═════ Collected material
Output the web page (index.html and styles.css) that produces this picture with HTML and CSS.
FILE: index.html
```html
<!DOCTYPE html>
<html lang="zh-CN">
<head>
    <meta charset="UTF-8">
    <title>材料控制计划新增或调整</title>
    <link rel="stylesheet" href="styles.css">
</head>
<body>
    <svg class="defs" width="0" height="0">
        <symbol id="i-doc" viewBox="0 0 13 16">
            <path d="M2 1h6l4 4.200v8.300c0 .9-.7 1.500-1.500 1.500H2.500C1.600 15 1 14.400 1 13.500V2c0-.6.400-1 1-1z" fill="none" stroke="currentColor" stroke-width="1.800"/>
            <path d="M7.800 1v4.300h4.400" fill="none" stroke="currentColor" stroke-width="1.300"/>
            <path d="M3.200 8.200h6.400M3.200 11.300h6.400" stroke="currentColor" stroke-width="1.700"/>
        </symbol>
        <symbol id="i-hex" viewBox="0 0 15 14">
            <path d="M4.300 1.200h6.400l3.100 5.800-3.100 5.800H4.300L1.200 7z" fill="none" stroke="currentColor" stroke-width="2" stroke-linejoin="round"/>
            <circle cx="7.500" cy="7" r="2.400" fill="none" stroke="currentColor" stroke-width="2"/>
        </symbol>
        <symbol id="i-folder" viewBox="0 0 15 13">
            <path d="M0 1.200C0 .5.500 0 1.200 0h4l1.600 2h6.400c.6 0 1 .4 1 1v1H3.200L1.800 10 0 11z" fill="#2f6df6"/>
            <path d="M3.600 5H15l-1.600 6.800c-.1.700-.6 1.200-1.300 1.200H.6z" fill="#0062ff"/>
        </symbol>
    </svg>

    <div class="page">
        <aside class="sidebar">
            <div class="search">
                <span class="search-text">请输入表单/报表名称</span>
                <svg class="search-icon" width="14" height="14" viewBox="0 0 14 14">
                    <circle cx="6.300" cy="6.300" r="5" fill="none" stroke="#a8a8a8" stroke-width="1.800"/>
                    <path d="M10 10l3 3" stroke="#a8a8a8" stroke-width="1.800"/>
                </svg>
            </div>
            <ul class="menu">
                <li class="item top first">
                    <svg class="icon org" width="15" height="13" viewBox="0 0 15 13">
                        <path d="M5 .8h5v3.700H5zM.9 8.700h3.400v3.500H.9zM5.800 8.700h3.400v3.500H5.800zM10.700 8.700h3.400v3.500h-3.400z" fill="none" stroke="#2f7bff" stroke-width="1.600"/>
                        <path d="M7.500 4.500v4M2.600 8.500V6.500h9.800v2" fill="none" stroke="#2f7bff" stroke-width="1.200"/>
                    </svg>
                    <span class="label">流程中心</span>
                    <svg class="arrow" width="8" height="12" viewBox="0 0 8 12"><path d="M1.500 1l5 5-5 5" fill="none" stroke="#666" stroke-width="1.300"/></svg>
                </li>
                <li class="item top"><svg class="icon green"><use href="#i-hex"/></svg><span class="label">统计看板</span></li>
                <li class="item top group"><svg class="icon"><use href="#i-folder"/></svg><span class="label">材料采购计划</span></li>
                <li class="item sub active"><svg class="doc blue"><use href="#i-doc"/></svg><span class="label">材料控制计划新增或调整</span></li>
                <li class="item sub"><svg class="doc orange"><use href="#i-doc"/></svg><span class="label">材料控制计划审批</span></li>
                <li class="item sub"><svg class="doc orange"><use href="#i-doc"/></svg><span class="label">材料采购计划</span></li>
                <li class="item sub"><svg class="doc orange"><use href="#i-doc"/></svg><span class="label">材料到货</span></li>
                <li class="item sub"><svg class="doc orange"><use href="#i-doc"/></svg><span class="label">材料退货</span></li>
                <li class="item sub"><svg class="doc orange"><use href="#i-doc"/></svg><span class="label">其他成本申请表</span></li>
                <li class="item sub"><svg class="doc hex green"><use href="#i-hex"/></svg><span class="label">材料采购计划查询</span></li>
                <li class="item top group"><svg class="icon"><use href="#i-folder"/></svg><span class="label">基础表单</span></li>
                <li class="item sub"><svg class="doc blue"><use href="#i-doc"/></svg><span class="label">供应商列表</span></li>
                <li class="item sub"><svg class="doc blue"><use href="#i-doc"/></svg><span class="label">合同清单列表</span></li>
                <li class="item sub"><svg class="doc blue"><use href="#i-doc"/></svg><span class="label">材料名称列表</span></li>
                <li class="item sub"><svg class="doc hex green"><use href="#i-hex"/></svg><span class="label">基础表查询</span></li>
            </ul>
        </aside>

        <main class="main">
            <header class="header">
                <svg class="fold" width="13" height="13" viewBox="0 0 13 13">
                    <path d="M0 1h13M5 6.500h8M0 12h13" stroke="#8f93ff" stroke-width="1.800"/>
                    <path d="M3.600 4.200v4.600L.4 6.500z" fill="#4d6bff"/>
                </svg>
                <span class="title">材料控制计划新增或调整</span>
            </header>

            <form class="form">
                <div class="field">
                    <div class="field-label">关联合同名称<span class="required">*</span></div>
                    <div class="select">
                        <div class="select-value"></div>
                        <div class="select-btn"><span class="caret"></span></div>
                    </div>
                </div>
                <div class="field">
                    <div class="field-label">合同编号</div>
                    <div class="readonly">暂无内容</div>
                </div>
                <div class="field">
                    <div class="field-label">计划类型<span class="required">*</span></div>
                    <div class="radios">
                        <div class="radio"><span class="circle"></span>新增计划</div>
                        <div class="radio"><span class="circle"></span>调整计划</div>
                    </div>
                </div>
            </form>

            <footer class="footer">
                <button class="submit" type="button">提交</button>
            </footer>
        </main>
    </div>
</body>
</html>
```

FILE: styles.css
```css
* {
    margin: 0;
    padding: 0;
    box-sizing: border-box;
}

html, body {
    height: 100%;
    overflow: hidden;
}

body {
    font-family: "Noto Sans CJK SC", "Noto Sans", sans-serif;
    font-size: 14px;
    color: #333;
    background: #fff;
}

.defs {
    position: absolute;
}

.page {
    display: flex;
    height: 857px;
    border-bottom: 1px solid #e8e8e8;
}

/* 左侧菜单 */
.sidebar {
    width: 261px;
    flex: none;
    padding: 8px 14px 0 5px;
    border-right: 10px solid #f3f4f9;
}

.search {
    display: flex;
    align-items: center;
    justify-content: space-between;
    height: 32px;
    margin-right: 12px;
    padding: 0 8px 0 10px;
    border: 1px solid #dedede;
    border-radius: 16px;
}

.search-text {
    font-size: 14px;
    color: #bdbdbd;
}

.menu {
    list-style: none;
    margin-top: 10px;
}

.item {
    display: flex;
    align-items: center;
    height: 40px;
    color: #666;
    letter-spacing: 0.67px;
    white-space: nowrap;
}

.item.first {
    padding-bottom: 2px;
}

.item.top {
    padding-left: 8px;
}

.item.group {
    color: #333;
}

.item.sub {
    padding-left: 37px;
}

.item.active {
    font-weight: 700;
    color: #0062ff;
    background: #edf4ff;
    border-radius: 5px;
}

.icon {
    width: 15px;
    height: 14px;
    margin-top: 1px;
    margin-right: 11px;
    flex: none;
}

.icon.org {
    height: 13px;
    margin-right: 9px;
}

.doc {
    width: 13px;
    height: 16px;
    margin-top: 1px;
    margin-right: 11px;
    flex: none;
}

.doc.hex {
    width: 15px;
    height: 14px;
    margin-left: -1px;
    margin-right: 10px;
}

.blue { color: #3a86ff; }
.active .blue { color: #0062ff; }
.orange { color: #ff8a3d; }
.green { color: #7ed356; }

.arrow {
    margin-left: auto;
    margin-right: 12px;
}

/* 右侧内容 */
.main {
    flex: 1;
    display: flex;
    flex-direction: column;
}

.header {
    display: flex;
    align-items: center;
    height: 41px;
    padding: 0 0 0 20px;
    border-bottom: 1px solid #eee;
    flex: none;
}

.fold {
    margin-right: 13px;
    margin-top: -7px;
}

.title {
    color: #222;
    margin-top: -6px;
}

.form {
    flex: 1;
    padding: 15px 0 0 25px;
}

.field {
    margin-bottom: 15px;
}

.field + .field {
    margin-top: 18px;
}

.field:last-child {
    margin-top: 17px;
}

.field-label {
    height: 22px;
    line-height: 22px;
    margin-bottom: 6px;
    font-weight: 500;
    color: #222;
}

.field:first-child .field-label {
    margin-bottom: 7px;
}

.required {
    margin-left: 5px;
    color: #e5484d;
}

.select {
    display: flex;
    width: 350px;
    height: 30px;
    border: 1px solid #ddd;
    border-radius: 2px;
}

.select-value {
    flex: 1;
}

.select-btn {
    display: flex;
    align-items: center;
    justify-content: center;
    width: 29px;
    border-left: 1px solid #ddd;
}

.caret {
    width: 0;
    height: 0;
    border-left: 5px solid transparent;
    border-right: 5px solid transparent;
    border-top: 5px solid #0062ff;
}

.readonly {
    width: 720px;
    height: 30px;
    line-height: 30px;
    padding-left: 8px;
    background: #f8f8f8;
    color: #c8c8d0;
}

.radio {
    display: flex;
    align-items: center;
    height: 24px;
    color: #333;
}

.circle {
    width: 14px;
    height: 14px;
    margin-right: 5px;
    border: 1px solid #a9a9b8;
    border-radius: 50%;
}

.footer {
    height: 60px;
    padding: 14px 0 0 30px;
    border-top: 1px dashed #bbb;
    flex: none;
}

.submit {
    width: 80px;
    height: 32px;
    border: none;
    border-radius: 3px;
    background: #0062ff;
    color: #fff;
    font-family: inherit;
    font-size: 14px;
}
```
══════════
§ **Task to complete**
Show all lines from the listing above in which "styles" appears.

§ **Solution to the exercise**
Output the web page (index.html and styles.css) that produces this picture with HTML and CSS.
    <link rel="stylesheet" href="styles.css">
FILE: styles.css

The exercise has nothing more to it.